I live in the same place where I was born: Puebla. More specifically, my town is called San Andrés, and my neighborhood is Concepción la Cruz. My father moved there when he was around seventeen years old. He has eight siblings and he is the oldest one. They are a big family. My grandfather took advantage of that: he had chickens, horses, and cows. Hence, my father and his brothers all took care of the animals. My grandfather sold milk to the neighborhood. He had a truck which he used to carry his milk in the back of it and go from house to house shouting “¡La leche!” I remember when I was little that he would go to my house at night to give us milk. Fresh milk was the best. My mom would boil the milk and then make atole or just the hot milk with a piece of sweet bread was the best dinner I could ever ask for.
When I was a kid, my neighborhood was small and we knew everyone there. When we left the house and walked in the streets my dad said “hello” to almost everyone passing by. I liked that, it gave me a feeling of belonging. I knew this was my home and I felt safe knowing who everyone was. The streets weren’t paved so when it rained it turned to mud. Therefore, it was extremely difficult to walk, and it even flooded. My street is on a slope and at the bottom crossing the adjacent street, there’s the river. So, when it rained all the water poured down directly to the river. It was like another river appeared. However, the government started to pave our streets and soon this problem disappeared.
There were enough stores for the essentials. Bakeries, stationary shops, grocery shops, stores where they sell chicken and meat, a hair salon, a public library, and three public schools: a kindergarten, a middle school, and a high school. Those were all small business owned by people living in my neighborhood. So, every time I needed something, I only had to walk a block or two to get it. However, as any other place, it started to grow and new people came in to live here. They came from other cities looking for jobs. Moreover, close to my neighborhood the city started to develop: buildings, supermarkets and malls appeared. New and young people arrived. Then, with big stores like Walmart there wasn’t a need for buying fresh milk from my grandparent’s cows. Also, my uncles grew up, got married, had kids and found jobs. So my grandfather had no help with the animals. Hence, he sold the few animals he had left. This happened not only to him but to other families that had the same business close to us. With new people coming in, my neighborhood got bigger and not as safe as before. We stopped trick or treating and playing outside.

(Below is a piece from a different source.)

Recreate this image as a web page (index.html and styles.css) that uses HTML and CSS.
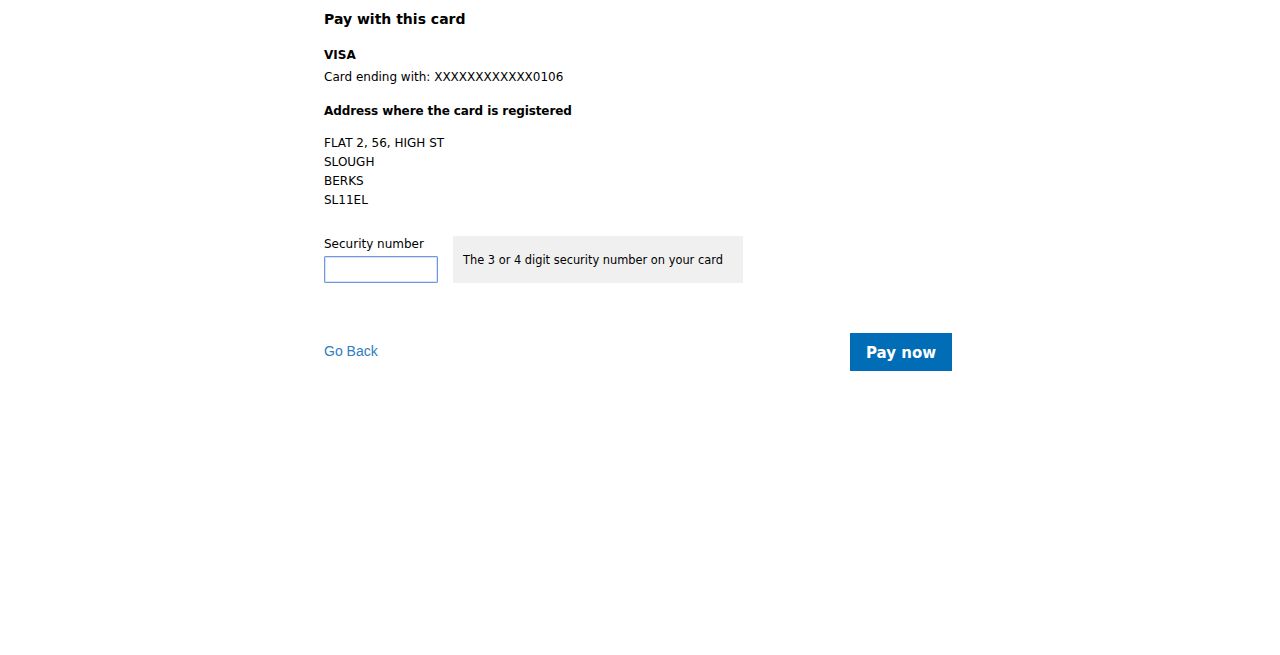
FILE: index.html
```html
<!DOCTYPE html>
<html lang="en">
<head>
<meta charset="utf-8">
<title>Pay with this card</title>
<link rel="stylesheet" href="styles.css">
</head>
<body>
<div class="page">
  <h1 class="title">Pay with this card</h1>
  <div class="card">
    <div class="card-type">VISA</div>
    <div class="card-num">Card ending with: XXXXXXXXXXXX0106</div>
  </div>
  <h2 class="subhead">Address where the card is registered</h2>
  <div class="address">
    <div>FLAT 2, 56, HIGH ST</div>
    <div>SLOUGH</div>
    <div>BERKS</div>
    <div>SL11EL</div>
  </div>
  <div class="security-row">
    <div class="field">
      <label class="field-label" for="cvv">Security number</label>
      <input class="field-input" id="cvv" type="text">
    </div>
    <div class="hint">The 3 or 4 digit security number on your card</div>
  </div>
  <div class="actions">
    <a class="back" href="#">Go Back</a>
    <button class="pay" type="button">Pay now</button>
  </div>
</div>
</body>
</html>
```

FILE: styles.css
```css
html, body {
  margin: 0;
  padding: 0;
  background: #ffffff;
}

body {
  font-family: "DejaVu Sans", Verdana, sans-serif;
  font-size: 12px;
  color: #000000;
}

.page {
  width: 628px;
  margin: 0 auto;
  padding: 9px 0 0 0;
  position: relative;
  left: -2px;
}

.title {
  margin: 0;
  font-size: 14px;
  font-weight: bold;
  line-height: 20px;
}

.card {
  margin-top: 15px;
}

.card-type {
  font-weight: bold;
  line-height: 22px;
}

.card-num {
  line-height: 22px;
}

.subhead {
  margin: 12px 0 0 0;
  font-size: 12px;
  font-weight: bold;
  line-height: 22px;
  letter-spacing: -0.1px;
}

.address {
  margin-top: 12px;
  line-height: 19px;
}

.security-row {
  margin-top: 26px;
  display: flex;
  align-items: flex-end;
  gap: 15px;
}

.field {
  display: flex;
  flex-direction: column;
}

.field-label {
  line-height: 16px;
  margin-bottom: 4px;
}

.field-input {
  box-sizing: border-box;
  width: 114px;
  height: 27px;
  margin: 0;
  border: 1px solid #6f98df;
  box-shadow: inset 0 0 0 1px #d6e2f7;
  border-radius: 1px;
  padding: 2px 4px;
  font-family: inherit;
  font-size: 12px;
  outline: none;
  background: #fff;
}

.hint {
  box-sizing: border-box;
  width: 290px;
  height: 47px;
  background: #f0f0f0;
  display: flex;
  align-items: center;
  padding: 1px 10px 0 10px;
  font-size: 11.4px;
}

.actions {
  margin-top: 50px;
  display: flex;
  justify-content: space-between;
  align-items: center;
}

.back {
  font-family: "Liberation Sans", Arial, sans-serif;
  font-size: 14px;
  color: #2f7cc0;
  text-decoration: none;
  line-height: 18px;
  margin-top: -2px;
}

.pay {
  box-sizing: border-box;
  height: 38px;
  width: 102px;
  border: 0;
  margin: 0;
  background: #006db6;
  color: #ffffff;
  font-family: "DejaVu Sans", Verdana, sans-serif;
  font-size: 15px;
  font-weight: bold;
  padding: 2px 0 0 0;
  cursor: pointer;
}
```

Now I can’t really say I know even one third of the people living there. People started moving out and left their houses for rent. Others built new apartments or designated spaces in their own homes to rent to others. Then, new people came to occupy all these places. Seeing new people started to get normal. Crossing the streets and not greeting everyone was also normal. My neighborhood was my favorite place. It had everything I needed. Walking through the streets on my way to the stores I loved the sound of chickens, roosters and turkeys coming from my grandparent’s backyard and also from other people’s house. My neighborhood was quiet, but the only sound was of animals. The sound of animals was then changed for cars and people shouting in the streets in the middle of the night. I used to know every sound there was and that made me feel at ease. I knew every street, every store, every family, every house. This was my place, my home. However, the change wasn’t fast, it started one street at a time. I was late to notice it until most of it was gone. While I enjoyed having supermarkets close to me, I failed to realize how the small stores in my neighborhood started to change. I was happy that our streets were paved now but I didn’t realize that a whole street disappeared. Where that street was, is now a large boulevard. It feels like the city is trying to force its way in. Still, my neighborhood hasn’t given up completely. I am happy that we still maintain some traditions: like having a feria to celebrate the patron virgin of the place and having big parties where you invite almost everyone. The feria is a big festivity. It is on December 8th in the streets surrounding the church. Everyone goes to mass, then to eat street food, play in the games and see the fireworks. Also, small stores owned by the residents are still being open. Many food stands are still there and doing well. We still have several tortillerías and when I go, I can still taste a fresh and worm tortilla with a pinch of salt while waiting in line for my order to come out. The church’s bells still ring when a resident passes away.
I like this. It still feels like we are a tight community that cares about each other. It now seems that we are the last spot of land that represents a rural neighborhood left in the area. I am scared for the future, but I have high hopes that traditions are hard to erase completely. So, even when I do miss the quietness from before and how safe it used to be, I know that changes are inevitable and we need to learn to live with them and be grateful for what we have now.